So why then, if the message of Jesus is clear, life changing, and wholly rooted in everyday life, has it largely become disconnected from American church experience?
Yes, disobedience and rebellion have deep roots in our hearts. But could it also be that we have not yet recognized the immense power and practicality of Christ for our moment-by-moment lives? That our vision of the new life with God is lacking, and as a result we Christians and churches are largely powerless?
What we need is two-fold: We need a fresh vision of Christ and our life in him (discipleship), and we need the practical habits to develop new behaviors and rhythms of life in the church.
To grow in increasing conformity to Christ, we need to embrace new rhythms of life. We need new habits.

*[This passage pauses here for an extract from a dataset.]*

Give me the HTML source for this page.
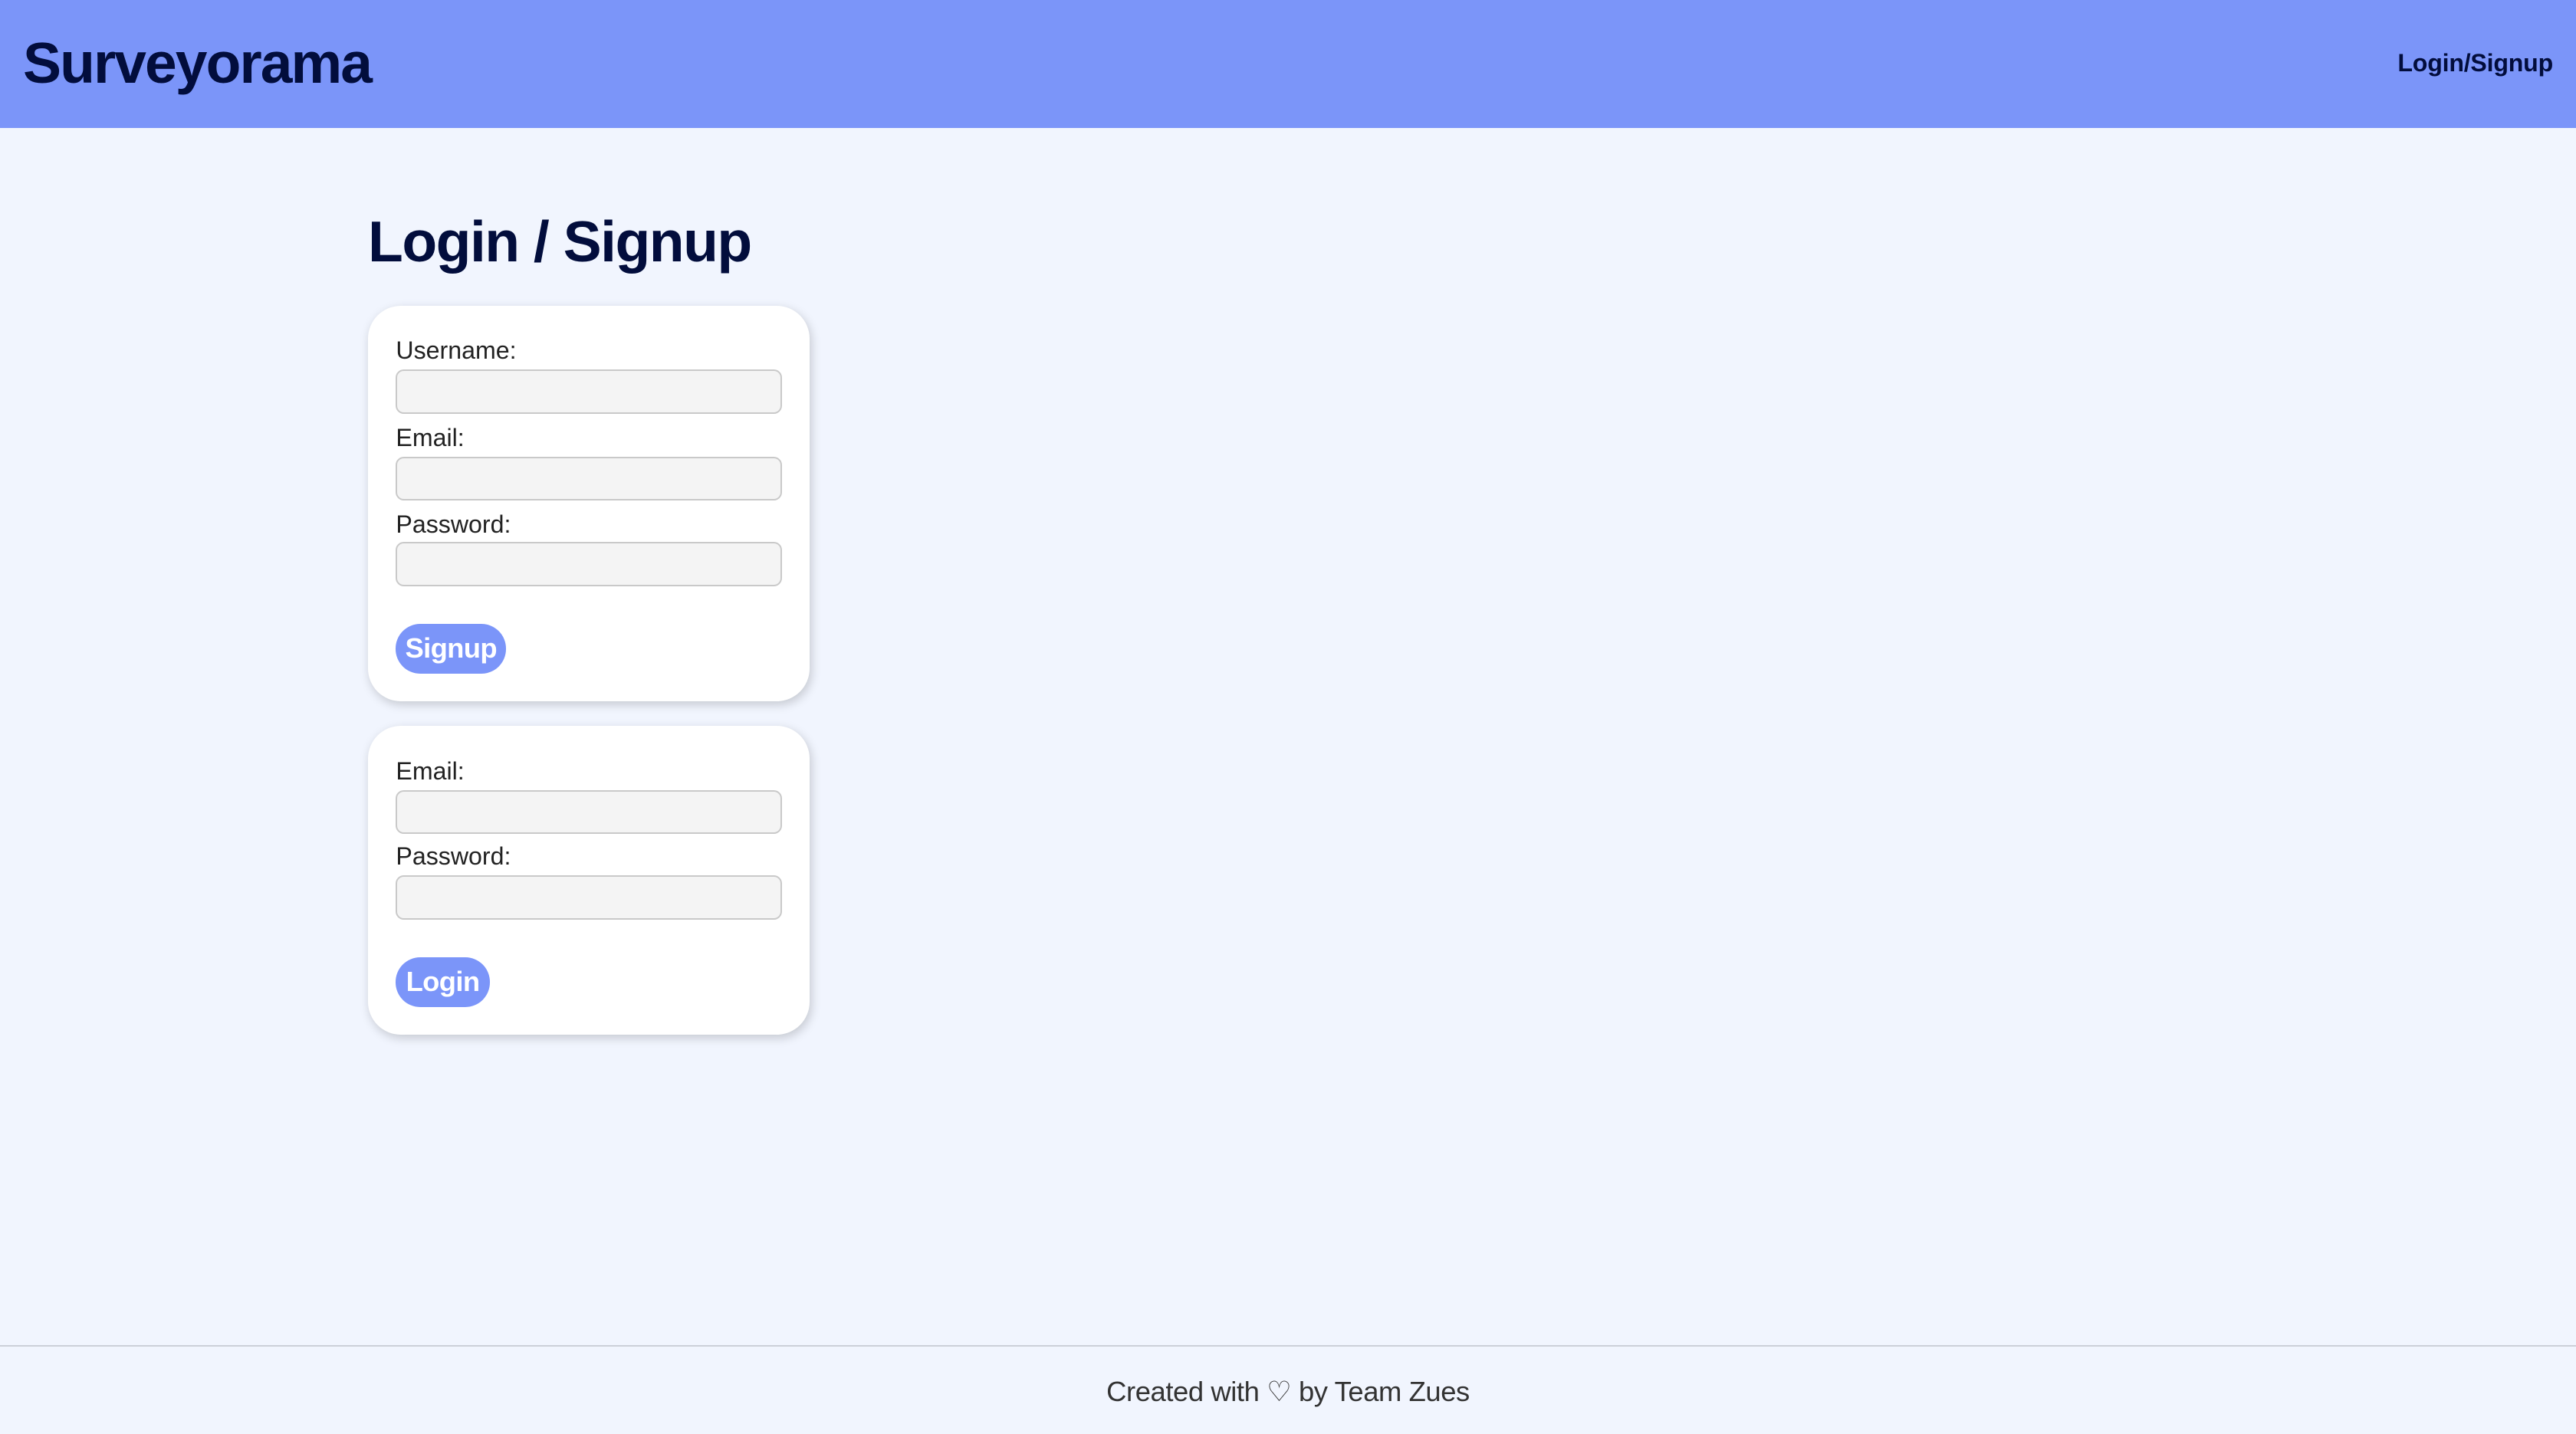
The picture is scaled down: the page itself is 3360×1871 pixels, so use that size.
<!DOCTYPE html>
<html><head><meta charset="utf-8"><style>
html,body{margin:0;padding:0}
body{width:1568px;height:873px;zoom:2.142857;background:#f1f5fe;font-family:"Liberation Sans",Arial,sans-serif;position:relative;overflow:hidden;color:#222}
.hdr{position:absolute;left:0;top:0;width:1568px;height:78px;background:#7b95f9}
.title{position:absolute;left:14px;top:18px;font-size:35px;font-weight:bold;color:#020d3c;letter-spacing:-0.9px}
.nav{position:absolute;right:14px;top:30px;font-size:15px;font-weight:bold;color:#020d3c;letter-spacing:-0.1px}
h1{position:absolute;left:224px;top:127px;margin:0;font-size:35px;font-weight:bold;color:#020d3c;letter-spacing:-0.7px}
.card{position:absolute;left:224px;width:269px;background:#fff;border-radius:20px;box-shadow:1px 2px 6px rgba(0,0,0,.18)}
.lbl{position:absolute;left:17px;font-size:15px;color:#222}
.inp{position:absolute;left:17px;width:233px;height:25px;background:#f4f4f4;border:1px solid #c9c9c9;border-radius:5px}
.btn{position:absolute;left:17px;height:30px;border-radius:15px;background:#7b95f9;color:#fff;font-weight:bold;font-size:17px;line-height:30px;text-align:center;letter-spacing:-0.3px}
.line{position:absolute;left:0;top:819px;width:1568px;height:1px;background:#ccd0d8}
.foot{position:absolute;left:0;width:1568px;top:837px;text-align:center;font-size:17px;color:#333;letter-spacing:-0.2px}
</style></head><body>
<div class="hdr"><div class="title">Surveyorama</div><div class="nav">Login/Signup</div></div>
<h1>Login / Signup</h1>
<div class="card" style="top:186px;height:241px">
<div class="lbl" style="top:19px">Username:</div><div class="inp" style="top:39px"></div>
<div class="lbl" style="top:72px">Email:</div><div class="inp" style="top:92px"></div>
<div class="lbl" style="top:125px">Password:</div><div class="inp" style="top:144px"></div>
<div class="btn" style="top:194px;width:67px">Signup</div>
</div>
<div class="card" style="top:442px;height:188px">
<div class="lbl" style="top:19px">Email:</div><div class="inp" style="top:39px"></div>
<div class="lbl" style="top:71px">Password:</div><div class="inp" style="top:91px"></div>
<div class="btn" style="top:141px;width:57px">Login</div>
</div>
<div class="line"></div>
<div class="foot">Created with ♡ by Team Zues</div>
</body></html>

As many researchers have shown, we can only develop new behaviors through the repetition of practices that reinforce that behavior. To be a great musician, time must be spent studying sheet music and practicing chords. Often, a mentor is needed to make the most of practice—and a supportive community to provide encouragement and accountability.
So what rhythms will best cultivate discipleship in Jesus? What habits must we embrace in our personal and congregational lives to spur one another toward conformity to Christ?
The four discipleship rhythms are: Fellowship, Scripture, Prayer, and Hospitality.
To put it another way, to grow in Christ, we embrace the habits of
(1) Doing life together,
(2) Applying the Scriptures,
(3) Meeting with God in prayer, and
(4) Creating space for outsiders.
Remember, we can only grow as Jesus shaped disciples in community. We can’t do this alone. We have been created in the image of a Trinitarian God—he has eternally existed in community. To be fully alive then, we must pursue Christ in the context of committed relationships.
At Sojourn East, we’re starting a shared journey this year to encourage one another in Christ and embrace these new habits as a community. Wherever you are, in your friendships, your small group, your ministry, or your church: What does it look like to embrace Jesus’s way of discipleship—these discipleship rhythms—in the context of relationships?
It’s the most important and profound of all journeys, and it’s the simplest.
To quote Willard again, The really good news for humanity is that Jesus is now taking students in the master class of life.